PODHORETZ: Well, that’s a difficult problem, and it’s why I speak of a danger. Those of us who are trying very hard through rational argument, through exhortation, through the citation of evidence, through using every possible outlet to try to make our point of view more persuasive, feel that we’ve made a great deal of progress. I mean, people who share the views that I’m expressing here never dreamed five years ago that we would win as many Americans over to that point of view as we in fact have. And even though the second stage in this debate is now only beginning, that is the first stage having been to establish that the Soviet Union was in fact engaged in a great military buildup and that this did pose a threat to the United States, both of those propositions were denied for a long time. Now, although there are a lot of people who continue to deny them, in the court of American public opinion, the argument was settled in the November 1980 election in favor of the view espoused by Reagan that this was a fact, that it is a danger. And the Reagan administration is moving to meet that danger. The second stage in the argument which is the effort to clarify, not in an academic sense, merely for the sake of understanding, but because of the way in which understanding energizes activity and policy, to clarify the true nature of this danger, this threat, is the struggle, the ideological, intellectual struggle that I personally and others will be engaged in in the coming year or two or three.
HEFFNER: Norman, in three-quarters of a minute, you’re an activist, you’re a pamphleteer as well as a scholar and a writer. In the quiet of the night, when you look into that crystal ball, are your optimistic thoughts prevalent, or are you more concerned?
PODHORETZ: I am more concerned. But I am sufficiently optimistic to think that there is a very good chance that the truth on this issue will prevail.
HEFFNER: A better chance than when we spoke last time?
PODHORETZ: A better chance than when we spoke last time, yes.

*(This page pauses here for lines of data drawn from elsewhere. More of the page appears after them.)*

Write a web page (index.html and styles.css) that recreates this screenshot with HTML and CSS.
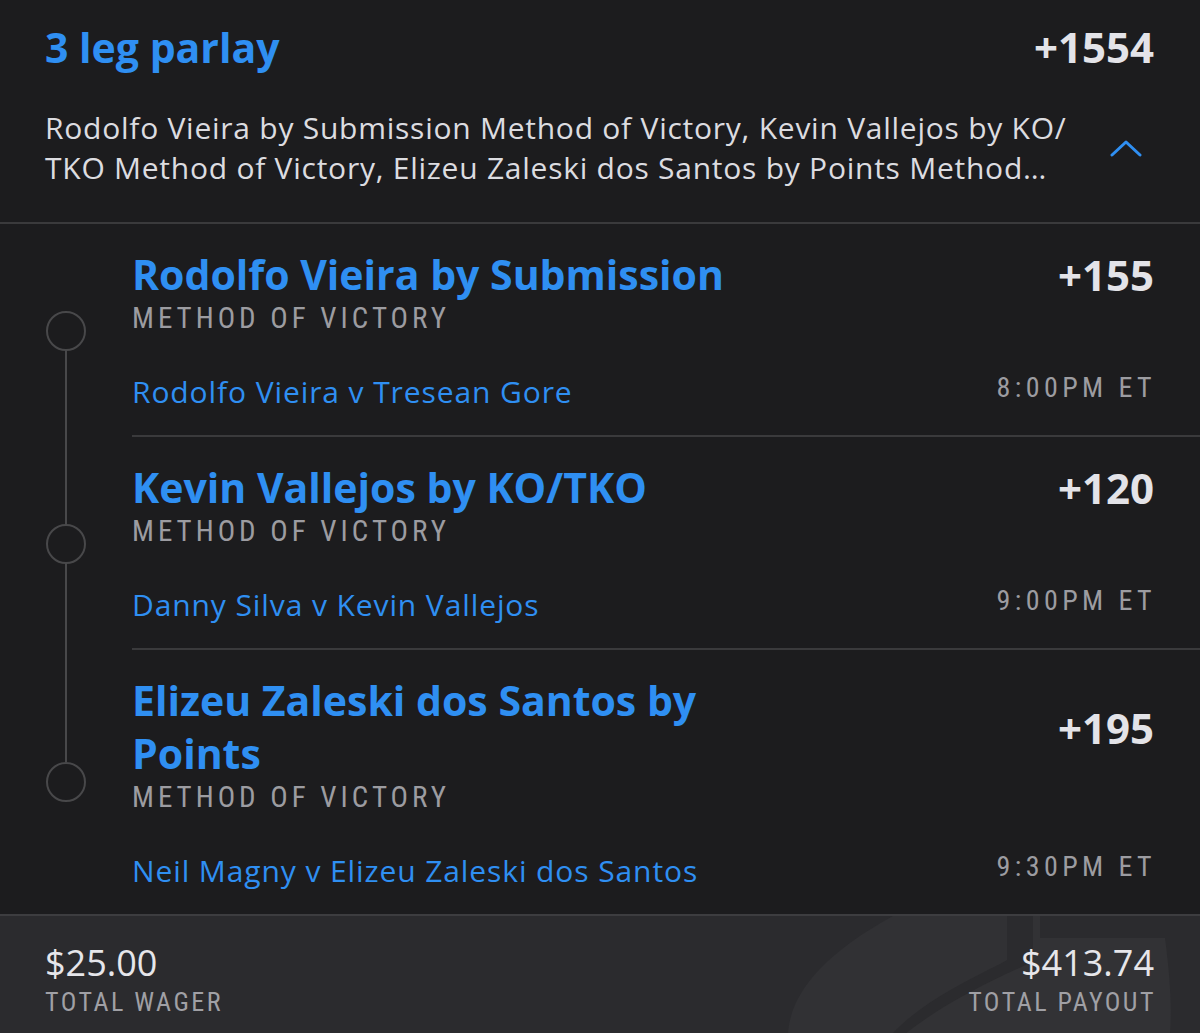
FILE: index.html
```html
<!DOCTYPE html>
<html lang="en">
<head>
<meta charset="utf-8">
<title>3 leg parlay</title>
<link rel="stylesheet" href="styles.css">
</head>
<body>
<div class="slip">
  <header class="header">
    <div class="header-top">
      <h1 class="parlay-title">3 leg parlay</h1>
      <div class="parlay-odds">+1554</div>
    </div>
    <div class="desc-row">
      <p class="desc">Rodolfo Vieira by Submission Method of Victory, Kevin Vallejos by KO/<br>TKO Method of Victory, Elizeu Zaleski dos Santos by Points Method…</p>
      <svg class="chevron" width="32" height="18" viewBox="0 0 32 18" aria-hidden="true"><path d="M2 16 L16 3 L30 16" fill="none" stroke="#2f8ff2" stroke-width="3" stroke-linecap="round" stroke-linejoin="round"/></svg>
    </div>
  </header>

  <section class="legs">
    <div class="leg leg-first">
      <div class="rail"><span class="rail-line"></span><span class="dot"></span><span class="rail-line"></span></div>
      <div class="leg-body">
        <div class="leg-head">
          <div class="leg-title">Rodolfo Vieira by Submission</div>
          <div class="leg-odds">+155</div>
        </div>
        <div class="market">METHOD OF VICTORY</div>
        <div class="leg-foot">
          <span class="match">Rodolfo Vieira v Tresean Gore</span>
          <span class="time">8:00PM ET</span>
        </div>
      </div>
    </div>

    <div class="leg">
      <div class="rail"><span class="rail-line"></span><span class="dot"></span><span class="rail-line"></span></div>
      <div class="leg-body">
        <div class="leg-head">
          <div class="leg-title">Kevin Vallejos by KO/TKO</div>
          <div class="leg-odds">+120</div>
        </div>
        <div class="market">METHOD OF VICTORY</div>
        <div class="leg-foot">
          <span class="match">Danny Silva v Kevin Vallejos</span>
          <span class="time">9:00PM ET</span>
        </div>
      </div>
    </div>

    <div class="leg leg-last">
      <div class="rail"><span class="rail-line"></span><span class="dot"></span><span class="rail-line"></span></div>
      <div class="leg-body">
        <div class="leg-head">
          <div class="leg-title">Elizeu Zaleski dos Santos by Points</div>
          <div class="leg-odds">+195</div>
        </div>
        <div class="market">METHOD OF VICTORY</div>
        <div class="leg-foot">
          <span class="match">Neil Magny v Elizeu Zaleski dos Santos</span>
          <span class="time">9:30PM ET</span>
        </div>
      </div>
    </div>
  </section>

  <footer class="footer">
    <svg class="watermark" width="1200" height="118" viewBox="0 0 1200 118" aria-hidden="true">
      <path d="M893 0 L1007 0 L1007 44 L1000 48 C960 68 920 88 892 118 L788 118 C790 80 820 40 893 0 Z" fill="#313134"/>
      <path d="M1033 0 L1040 0 L1040 22 L1165 22 C1170 60 1172 90 1170 118 L905 118 C940 90 990 64 1033 46 Z" fill="#323235"/>
    </svg>
    <div class="total">
      <div class="amount">$25.00</div>
      <div class="label">TOTAL WAGER</div>
    </div>
    <div class="total total-right">
      <div class="amount">$413.74</div>
      <div class="label">TOTAL PAYOUT</div>
    </div>
  </footer>
</div>
</body>
</html>
```

FILE: styles.css
```css
html, body {
  margin: 0;
  padding: 0;
  background: #1c1c1e;
}

body {
  font-family: "Open Sans", Lato, sans-serif;
  color: #e3e3e7;
}

.slip {
  width: 1200px;
  min-height: 1033px;
  display: flex;
  flex-direction: column;
}

/* Header */
.header {
  padding: 22px 46px 34px 45px;
  border-bottom: 2px solid #3a3a3c;
}

.header-top {
  display: flex;
  justify-content: space-between;
  align-items: center;
}

.parlay-title {
  margin: 0;
  font-size: 41px;
  line-height: 50px;
  font-weight: 700;
  color: #2f8ff2;
}

.parlay-odds {
  font-size: 42px;
  line-height: 50px;
  font-weight: 700;
  color: #e3e3e8;
}

.desc-row {
  display: flex;
  align-items: center;
  justify-content: space-between;
  margin-top: 36px;
}

.desc {
  margin: 0;
  font-size: 30px;
  line-height: 40px;
  letter-spacing: 0.75px;
  white-space: nowrap;
  color: #dcdce0;
}

.chevron {
  flex: none;
  margin-right: 12px;
}

/* Legs */
.legs {
  display: flex;
  flex-direction: column;
}

.leg {
  display: flex;
}

.rail {
  width: 132px;
  flex: none;
  display: flex;
  flex-direction: column;
  align-items: center;
}

.rail-line {
  flex: 1;
  width: 2px;
  background: #48484a;
}

.leg-first .rail-line:first-child,
.leg-last .rail-line:last-child {
  background: transparent;
}

.dot {
  flex: none;
  width: 36px;
  height: 36px;
  border: 2px solid #48484a;
  border-radius: 50%;
}

.leg-body {
  flex: 1;
  padding: 24px 46px 25px 0;
  border-bottom: 2px solid #3a3a3c;
}

.leg-last .leg-body {
  border-bottom: none;
}

.leg-head {
  display: flex;
  justify-content: space-between;
  align-items: center;
}

.leg-title {
  max-width: 640px;
  font-size: 41px;
  line-height: 53px;
  font-weight: 700;
  color: #2f8ff2;
}

.leg-odds {
  font-size: 42px;
  line-height: 53px;
  font-weight: 700;
  color: #e3e3e8;
}

.market {
  font-family: "Liberation Sans Narrow", "Roboto Condensed", Roboto, sans-serif;
  font-size: 29px;
  line-height: 34px;
  letter-spacing: 4px;
  color: #9c9ca1;
}

.leg-foot {
  display: flex;
  justify-content: space-between;
  align-items: center;
  margin-top: 39px;
}

.match {
  font-size: 30px;
  line-height: 36px;
  letter-spacing: 0.9px;
  color: #2f8ff2;
}

.time {
  font-family: "Liberation Sans Narrow", "Roboto Condensed", Roboto, sans-serif;
  font-size: 28px;
  line-height: 28px;
  letter-spacing: 4.4px;
  margin-right: -2px;
  margin-bottom: 8px;
  color: #9c9ca1;
}

/* Footer */
.footer {
  position: relative;
  flex: 1;
  display: flex;
  justify-content: space-between;
  padding: 27px 46px 16px 45px;
  background: #2b2b2e;
  border-top: 2px solid #3d3d40;
  overflow: hidden;
}

.watermark {
  position: absolute;
  left: 0;
  top: 0;
}

.total {
  position: relative;
}

.total-right {
  text-align: right;
}

.amount {
  font-size: 36px;
  line-height: 40px;
  color: #e6e6ea;
}

.label {
  margin-top: 3px;
  font-family: "Liberation Sans Narrow", "Roboto Condensed", Roboto, sans-serif;
  font-size: 26px;
  line-height: 32px;
  letter-spacing: 2.5px;
  margin-right: -2px;
  color: #a0a0a5;
}
```
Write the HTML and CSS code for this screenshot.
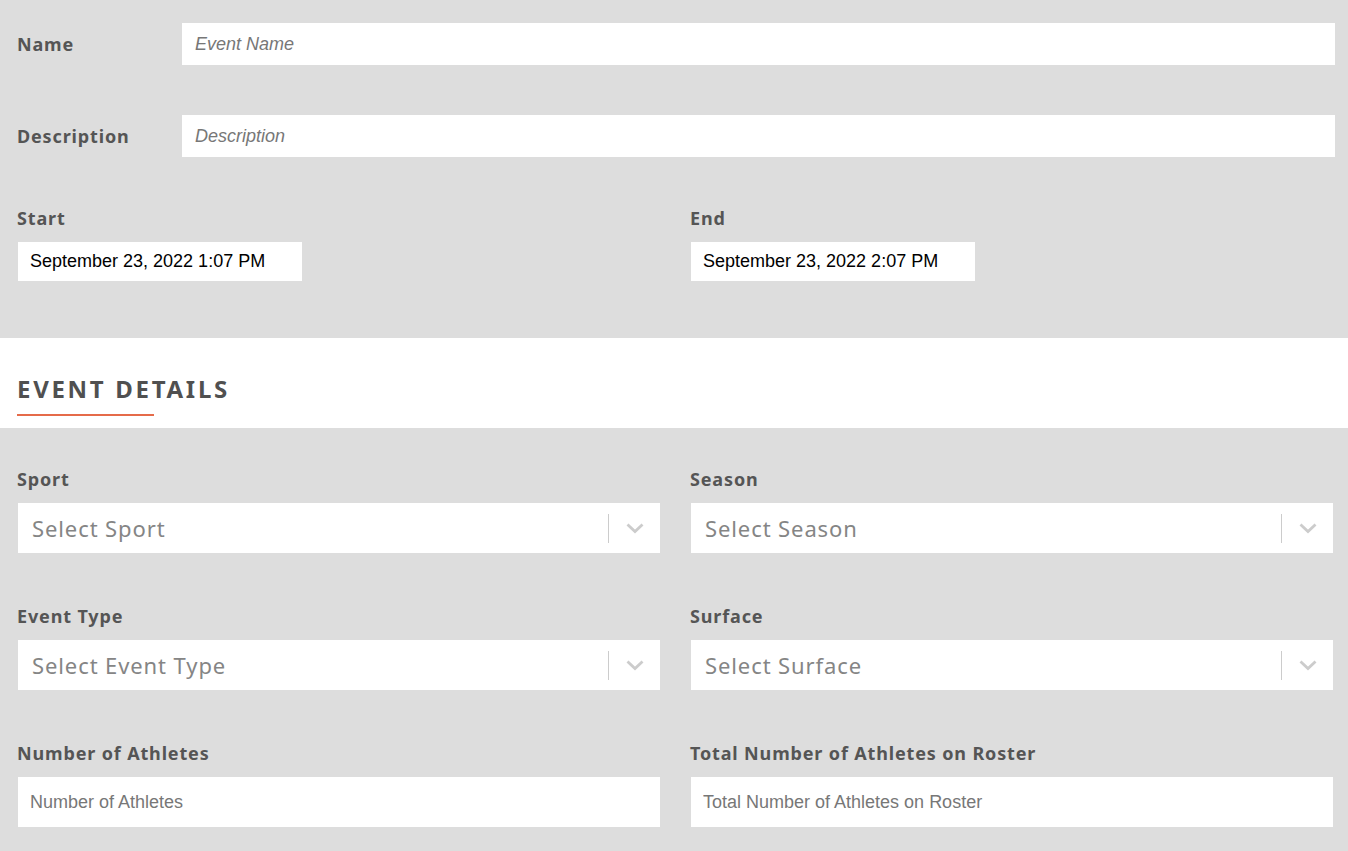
FILE: index.html
```html
<!DOCTYPE html>
<html lang="en">
<head>
    <meta charset="UTF-8">
    <title>Create Event</title>
    <link rel="stylesheet" href="styles.css">
</head>
<body>

<div class="section general">
    <div class="inline-row">
        <label for="name">Name</label>
        <input type="text" id="name" class="text-input italic" placeholder="Event Name">
    </div>

    <div class="inline-row">
        <label for="description">Description</label>
        <input type="text" id="description" class="text-input italic" placeholder="Description">
    </div>

    <div class="grid">
        <div class="field">
            <label for="start">Start</label>
            <input type="text" id="start" class="date-input" value="September 23, 2022 1:07 PM">
        </div>
        <div class="field">
            <label for="end">End</label>
            <input type="text" id="end" class="date-input" value="September 23, 2022 2:07 PM">
        </div>
    </div>
</div>

<div class="section-title">
    <h2>Event Details</h2>
</div>

<div class="section details">
    <div class="grid">
        <div class="field">
            <label>Sport</label>
            <div class="select">
                <span class="select-value">Select Sport</span>
                <span class="select-sep"></span>
                <span class="select-arrow">
                    <svg width="20" height="20" viewBox="0 0 20 20"><path d="M2.5 6.5 L10 13.5 L17.5 6.5" fill="none" stroke="#ccc" stroke-width="2.8"/></svg>
                </span>
            </div>
        </div>
        <div class="field">
            <label>Season</label>
            <div class="select">
                <span class="select-value">Select Season</span>
                <span class="select-sep"></span>
                <span class="select-arrow">
                    <svg width="20" height="20" viewBox="0 0 20 20"><path d="M2.5 6.5 L10 13.5 L17.5 6.5" fill="none" stroke="#ccc" stroke-width="2.8"/></svg>
                </span>
            </div>
        </div>

        <div class="field">
            <label>Event Type</label>
            <div class="select">
                <span class="select-value">Select Event Type</span>
                <span class="select-sep"></span>
                <span class="select-arrow">
                    <svg width="20" height="20" viewBox="0 0 20 20"><path d="M2.5 6.5 L10 13.5 L17.5 6.5" fill="none" stroke="#ccc" stroke-width="2.8"/></svg>
                </span>
            </div>
        </div>
        <div class="field">
            <label>Surface</label>
            <div class="select">
                <span class="select-value">Select Surface</span>
                <span class="select-sep"></span>
                <span class="select-arrow">
                    <svg width="20" height="20" viewBox="0 0 20 20"><path d="M2.5 6.5 L10 13.5 L17.5 6.5" fill="none" stroke="#ccc" stroke-width="2.8"/></svg>
                </span>
            </div>
        </div>

        <div class="field">
            <label for="athletes">Number of Athletes</label>
            <input type="number" id="athletes" class="number-input" placeholder="Number of Athletes">
        </div>
        <div class="field">
            <label for="roster">Total Number of Athletes on Roster</label>
            <input type="number" id="roster" class="number-input" placeholder="Total Number of Athletes on Roster">
        </div>
    </div>
</div>

</body>
</html>
```

FILE: styles.css
```css
* {
    box-sizing: border-box;
}

body {
    margin: 0;
    background-color: #dddddd;
    font-family: 'Noto Sans', sans-serif;
    color: #555;
}

label {
    display: block;
    font-size: 18px;
    line-height: 22px;
    font-weight: bold;
    letter-spacing: 0.85px;
    color: #555;
}

input {
    font-family: 'Liberation Sans', Arial, sans-serif;
    font-size: 18px;
    outline: none;
    margin: 0;
}

input::placeholder {
    color: #777;
}

.section {
    background-color: #dddddd;
}

.general {
    padding: 23px 13px 56px 17px;
}

.details {
    padding: 40px 14px 30px 17px;
}

.inline-row {
    display: flex;
    align-items: center;
    margin-bottom: 50px;
}

.inline-row label {
    width: 165px;
    flex-shrink: 0;
}

.text-input {
    flex: 1;
    height: 42px;
    border: none;
    background: #fff;
    padding: 0 13px;
}

.italic {
    font-style: italic;
}

.general .grid {
    margin: 3px 1px 0 0;
}

.grid {
    display: grid;
    grid-template-columns: 1fr 1fr;
    column-gap: 29px;
    row-gap: 51px;
}

.field label {
    margin-bottom: 12px;
}

.date-input {
    width: 286px;
    height: 41px;
    border: 1px solid #dddddd;
    background: #fff;
    padding: 0 12px;
    color: #000;
}

.section-title {
    background-color: #fff;
    padding: 37px 17px 12px;
}

.section-title h2 {
    margin: 0;
    font-size: 24px;
    line-height: 28px;
    font-weight: bold;
    letter-spacing: 2.7px;
    text-transform: uppercase;
    color: #505050;
    display: inline-block;
}

.section-title h2::after {
    content: "";
    display: block;
    width: 137px;
    height: 2px;
    margin-top: 11px;
    background-color: #e56b4a;
}

.select {
    display: flex;
    align-items: center;
    height: 52px;
    background: #fff;
    border: 1px solid #dddddd;
}

.select-value {
    flex: 1;
    padding-left: 14px;
    font-size: 22px;
    letter-spacing: 0.9px;
    color: #858585;
}

.select-sep {
    width: 1px;
    height: 29px;
    background-color: #ccc;
}

.select-arrow {
    width: 51px;
    display: flex;
    justify-content: center;
    align-items: center;
}

.number-input {
    width: 100%;
    height: 52px;
    border: 1px solid #dddddd;
    background: #fff;
    padding: 0 12px;
    color: #333;
}

.number-input::-webkit-outer-spin-button,
.number-input::-webkit-inner-spin-button {
    -webkit-appearance: none;
}
```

HEFFNER: I suppose that’s as good a way as any as bringing a program to a close. Thanks very much for joining me today, Norman. And I guess the point is to ask you to come back in half a year or so and reexamine the same concerns and fears and anticipations.
PODHORETZ: Be glad to.
HEFFNER: Thanks again. And thanks, too, to you in the audience. I hope that you too will join us again on THE OPEN MIND. Meanwhile, as an old friend used to say, “Good night, and good luck”.